The White County Board of Education approaching a budget decision Thursday with a $3.1 million deficit in its new fiscal year budget.

Director Kurt Dronebarger told the School Board during a work session Tuesday the district usually budgets to save money each year, but this year is a “terrible storm” of different financial problems facing the district. Dronebarger said issues include less tax revenue coming into the county, cuts in federal funding, and problems with how the TISA program works.

He said the whole TISA system is still a very new program that the district does not feel secure with.

“For example, they changed some coding for our students in the middle of the year that drastically changed the amount of funding that we get for economically disadvantaged students,” Dronebarger said. “There was no warning, they just changed the coding, and it changed it to several, a couple of a hundred thousand dollars to our district.”

Dronebarger said he recommends taking the deficit out of the school’s approximately $15 million general fund so they can either figure out a way to solve the problems for next year or plan ahead for what programs should be cut. He said there are multiple different programs that could be cut to save costs now, but all of the realistic options would have a strong negative impact on the district.

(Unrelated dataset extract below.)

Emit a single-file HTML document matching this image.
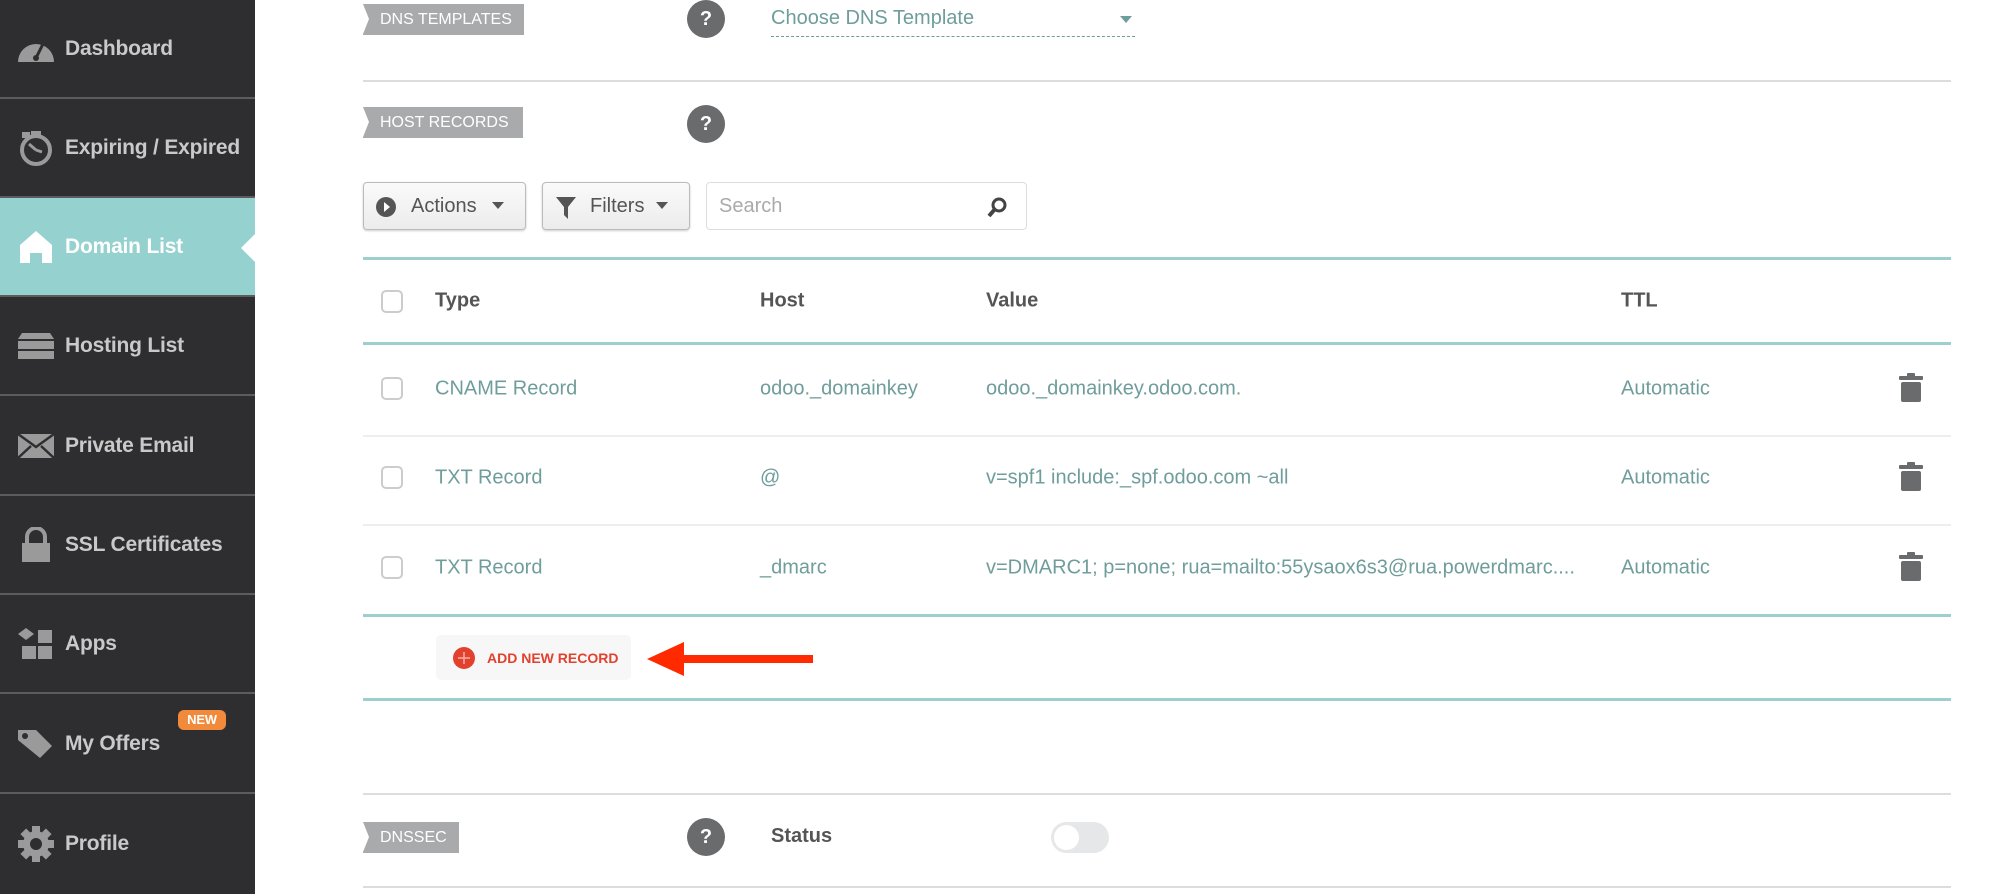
<!DOCTYPE html>
<html><head><meta charset="utf-8"><style>
*{margin:0;padding:0;box-sizing:border-box}
body{width:1999px;height:894px;background:#fff;font-family:"Liberation Sans",sans-serif;position:relative;overflow:hidden}
.sb{position:absolute;left:0;top:0;width:255px;height:894px;background:#2e2e30}
.it{position:absolute;left:0;width:255px;height:99px;border-bottom:2px solid #5c5c5e;color:#c9c9c9;font-weight:bold;font-size:21px;letter-spacing:-0.2px}
.it span{position:absolute;left:65px;top:50%;transform:translateY(-50%)}
.it svg{position:absolute;left:16px;top:50%;transform:translateY(-50%)}
.act{background:#94d1cf;color:#fff}
.a{position:absolute}
.lbl{position:absolute;left:363px;height:31px;background:#a9aaac;color:#fff;font-size:16px;line-height:31px;padding-left:17px}
.lbl:before{content:"";position:absolute;left:0;top:0;border-left:6px solid #fff;border-top:15.5px solid transparent;border-bottom:15.5px solid transparent}
.q{position:absolute;width:38px;height:38px;border-radius:50%;background:#6a6b6d;color:#fff;font-weight:bold;font-size:20px;text-align:center;line-height:38px}
.hl{position:absolute;left:363px;width:1588px}
.btn{position:absolute;top:182px;height:48px;border:1px solid #bbb;border-radius:4px;background:linear-gradient(#fafafa,#ececec);box-shadow:0 1px 2px rgba(0,0,0,.2);color:#555;font-size:20px;line-height:46px}
.cb{position:absolute;left:381px;width:22px;height:23px;border:2px solid #ccc;border-radius:5px}
.t{position:absolute;font-size:20px;color:#6f9d9b;transform:translateY(-50%)}
.th{position:absolute;font-size:20px;color:#555;font-weight:bold;transform:translateY(-50%)}
</style></head><body>
<div class="sb">
<div class="it" style="top:0"><svg width="40" height="30" viewBox="0 0 40 30"><path d="M2 28 A18 18 0 0 1 38 28 Z" fill="#9a9a9a"/><path d="M20 24 L27 10" stroke="#2e2e30" stroke-width="3"/><circle cx="20" cy="24" r="3" fill="#2e2e30"/></svg><span>Dashboard</span></div>
<div class="it" style="top:99px"><svg width="40" height="40" viewBox="0 0 40 40"><circle cx="20" cy="22" r="14" fill="none" stroke="#9a9a9a" stroke-width="4"/><path d="M20 22 L13 16 M20 22 L26 24" stroke="#9a9a9a" stroke-width="3"/><rect x="6" y="4" width="8" height="6" fill="#9a9a9a"/><rect x="15" y="3" width="10" height="4" fill="#9a9a9a"/></svg><span>Expiring / Expired</span></div>
<div class="it act" style="top:198px"><svg width="40" height="36" viewBox="0 0 40 36"><path d="M4 16 L20 2 L36 16 V34 H26 V24 H14 V34 H4 Z" fill="#fff"/></svg><span>Domain List</span><div style="position:absolute;right:0;top:36px;border-right:14px solid #fff;border-top:14px solid transparent;border-bottom:14px solid transparent"></div></div>
<div class="it" style="top:297px"><svg width="40" height="30" viewBox="0 0 40 30"><path d="M6 2 H34 L38 8 H2 Z" fill="#9a9a9a"/><rect x="2" y="10" width="36" height="8" fill="#9a9a9a"/><rect x="2" y="20" width="36" height="8" fill="#9a9a9a"/></svg><span>Hosting List</span></div>
<div class="it" style="top:397px"><svg width="40" height="28" viewBox="0 0 40 28"><rect x="2" y="2" width="36" height="24" fill="#9a9a9a"/><path d="M2 2 L20 15 L38 2 M2 26 L15 14 M38 26 L25 14" stroke="#2e2e30" stroke-width="2.5" fill="none"/></svg><span>Private Email</span></div>
<div class="it" style="top:496px"><svg width="40" height="36" viewBox="0 0 40 36"><path d="M11 16 V10 A9 9 0 0 1 29 10 V16" stroke="#9a9a9a" stroke-width="4" fill="none"/><rect x="6" y="16" width="28" height="19" fill="#9a9a9a"/></svg><span>SSL Certificates</span></div>
<div class="it" style="top:595px"><svg width="40" height="36" viewBox="0 0 40 36"><path d="M10 2 L18 8 L10 14 L2 8 Z" fill="#9a9a9a"/><rect x="22" y="4" width="14" height="13" fill="#9a9a9a"/><rect x="6" y="20" width="14" height="13" fill="#9a9a9a"/><rect x="22" y="20" width="14" height="13" fill="#9a9a9a"/></svg><span>Apps</span></div>
<div class="it" style="top:695px"><svg width="40" height="36" viewBox="0 0 40 36"><path d="M2 4 H20 L36 20 L24 32 L2 14 Z" fill="#9a9a9a"/><circle cx="9" cy="10" r="3" fill="#2e2e30"/></svg><span>My Offers</span><div style="position:absolute;left:178px;top:15px;width:48px;height:20px;border-radius:6px;background:#f28a3b;color:#fff;font-size:13px;line-height:20px;text-align:center">NEW</div></div>
<div class="it" style="top:794px;border:none"><svg width="40" height="40" viewBox="0 0 40 40"><g fill="#9a9a9a"><circle cx="20" cy="20" r="13"/><rect x="16" y="2" width="8" height="36"/><rect x="2" y="16" width="36" height="8"/><rect x="16" y="2" width="8" height="36" transform="rotate(45 20 20)"/><rect x="16" y="2" width="8" height="36" transform="rotate(-45 20 20)"/></g><circle cx="20" cy="20" r="6" fill="#2e2e30"/></svg><span>Profile</span></div>
</div>

<div class="lbl" style="top:4px;width:161px">DNS TEMPLATES</div>
<div class="q" style="left:687px;top:0">?</div>
<div class="a" style="left:771px;top:7px;font-size:20px;color:#6f9d9b">Choose DNS Template</div>
<div class="a" style="left:1120px;top:16px;border-top:7px solid #6f9d9b;border-left:6px solid transparent;border-right:6px solid transparent"></div>
<div class="a" style="left:771px;top:36px;width:364px;border-top:1px dashed #6f9d9b"></div>
<div class="hl" style="top:80px;border-top:2px solid #ddd"></div>

<div class="lbl" style="top:107px;width:160px">HOST RECORDS</div>
<div class="q" style="left:687px;top:105px">?</div>

<div class="btn" style="left:363px;width:163px"><svg style="position:absolute;left:12px;top:14px" width="20" height="20"><circle cx="10" cy="10" r="10" fill="#555"/><path d="M8 5 L14 10 L8 15Z" fill="#fff"/></svg><span style="position:absolute;left:47px">Actions</span><span style="position:absolute;left:128px;top:19px;border-top:7px solid #555;border-left:6px solid transparent;border-right:6px solid transparent"></span></div>
<div class="btn" style="left:542px;width:148px"><svg style="position:absolute;left:13px;top:14px" width="20" height="22"><path d="M0 0 H20 L12 10 V22 L8 18 V10 Z" fill="#555"/></svg><span style="position:absolute;left:47px">Filters</span><span style="position:absolute;left:113px;top:19px;border-top:7px solid #555;border-left:6px solid transparent;border-right:6px solid transparent"></span></div>
<div class="a" style="left:706px;top:182px;width:321px;height:48px;border:1px solid #ddd;border-radius:4px;font-size:20px;color:#aaa;line-height:46px;padding-left:12px">Search<svg style="position:absolute;right:18px;top:13px" width="22" height="22"><circle cx="13" cy="9" r="6" fill="none" stroke="#444" stroke-width="3"/><path d="M9 13 L3 20" stroke="#444" stroke-width="4"/></svg></div>

<div class="hl" style="top:257px;border-top:3px solid #9ccfcd"></div>
<div class="cb" style="top:290px"></div>
<div class="th" style="left:435px;top:301px">Type</div>
<div class="th" style="left:760px;top:301px">Host</div>
<div class="th" style="left:986px;top:301px">Value</div>
<div class="th" style="left:1621px;top:301px">TTL</div>
<div class="hl" style="top:342px;border-top:3px solid #9ccfcd"></div>

<div class="cb" style="top:377px"></div>
<div class="t" style="left:435px;top:389px">CNAME Record</div>
<div class="t" style="left:760px;top:389px">odoo._domainkey</div>
<div class="t" style="left:986px;top:389px">odoo._domainkey.odoo.com.</div>
<div class="t" style="left:1621px;top:389px">Automatic</div>
<div class="hl" style="top:435px;border-top:2px solid #eee"></div>

<div class="cb" style="top:466px"></div>
<div class="t" style="left:435px;top:478px">TXT Record</div>
<div class="t" style="left:760px;top:478px">@</div>
<div class="t" style="left:986px;top:478px">v=spf1 include:_spf.odoo.com ~all</div>
<div class="t" style="left:1621px;top:478px">Automatic</div>
<div class="hl" style="top:524px;border-top:2px solid #eee"></div>

<div class="cb" style="top:556px"></div>
<div class="t" style="left:435px;top:568px">TXT Record</div>
<div class="t" style="left:760px;top:568px">_dmarc</div>
<div class="t" style="left:986px;top:568px">v=DMARC1; p=none; rua=mailto:55ysaox6s3@rua.powerdmarc....</div>
<div class="t" style="left:1621px;top:568px">Automatic</div>

<svg class="a" style="left:1899px;top:373px" width="24" height="215"><g fill="#6a6b6d"><rect x="0" y="3" width="24" height="4" rx="1"/><rect x="8" y="0" width="8" height="4" rx="1"/><rect x="2" y="9" width="20" height="20" rx="2"/><rect x="0" y="92" width="24" height="4" rx="1"/><rect x="8" y="89" width="8" height="4" rx="1"/><rect x="2" y="98" width="20" height="20" rx="2"/><rect x="0" y="182" width="24" height="4" rx="1"/><rect x="8" y="179" width="8" height="4" rx="1"/><rect x="2" y="188" width="20" height="20" rx="2"/></g></svg>

<div class="hl" style="top:614px;border-top:3px solid #9ccfcd"></div>
<div class="a" style="left:436px;top:635px;width:195px;height:45px;background:#f7f7f7;border-radius:5px"></div>
<svg class="a" style="left:452px;top:646px" width="24" height="24"><circle cx="12" cy="12" r="11" fill="#e2412e"/><path d="M12 6 V18 M6 12 H18" stroke="#f9b0a6" stroke-width="1.5"/></svg>
<div class="a" style="left:487px;top:650px;font-size:14px;font-weight:bold;color:#e2412e">ADD NEW RECORD</div>
<svg class="a" style="left:645px;top:640px" width="175" height="38"><path d="M2 19 L39 2 V15 H168 V23 H39 V36 Z" fill="#ff2a00"/></svg>
<div class="hl" style="top:698px;border-top:3px solid #9ccfcd"></div>

<div class="hl" style="top:793px;border-top:2px solid #ddd"></div>
<div class="lbl" style="top:822px;width:96px">DNSSEC</div>
<div class="q" style="left:687px;top:818px">?</div>
<div class="a" style="left:771px;top:825px;font-size:20px;font-weight:bold;color:#555">Status</div>
<div class="a" style="left:1051px;top:822px;width:58px;height:31px;border-radius:16px;background:#e6e7e8"><div style="position:absolute;left:3px;top:3px;width:25px;height:25px;border-radius:50%;background:#fff"></div></div>
<div class="hl" style="top:886px;border-top:2px solid #ddd"></div>
</body></html>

“I’ve given a list of things that I thought were, you know, kind of above and beyond to make our program run well, but there’s nothing on there that I think is just fluff,” Dronebarger said. “There’s nothing on there that I don’t think wouldn’t hurt. There’s nothing I there that I don’t think people wouldn’t miss, that our students wouldn’t miss, and our teachers wouldn’t miss.”

The board will meet to approve an official budget Thursday.

Dronebarger said another issue facing this next year’s budget is the end of ARP and ESSER funding that the district has relied on for the past several years.

“We had several grants and grant funds, such as ARP and ESSER, that were paying in the past couple of years, that we were paying positions for, that those grant funds have run out, and so the GP (General Purpose fund) is picking those up now,” Dronebarger said.

He said he is lobbying with legislators in hopes to increase the district’s funding for next year. When discussing what could be cut back to aid with the budget, Dronebarger said next year’s budget plans to spend extra money on Pre-K programs, an assistant principal position at Findlay Elementary, a second school resource officer for the high school, and the Warrior Academy.

“I would argue that we would be in bad shape if we got rid of Warrior Academy because our graduation rate would be lower than state average, and so I can make an argument that that’s a pretty valuable program,” Dronebarger said.

Board Member Jayson McDonald said he has been on the board for ten years and this is the first time he has had to discuss cutting any salaries or programs.

“Governor Lee has said he wants the starting salary across the state to be $50,000 by the year 2026, correct? They’re cutting our funds,” McDonald said. “How do they expect us to get our teacher salaries to that point if they’re going to cut our funds mid-year $200,000?”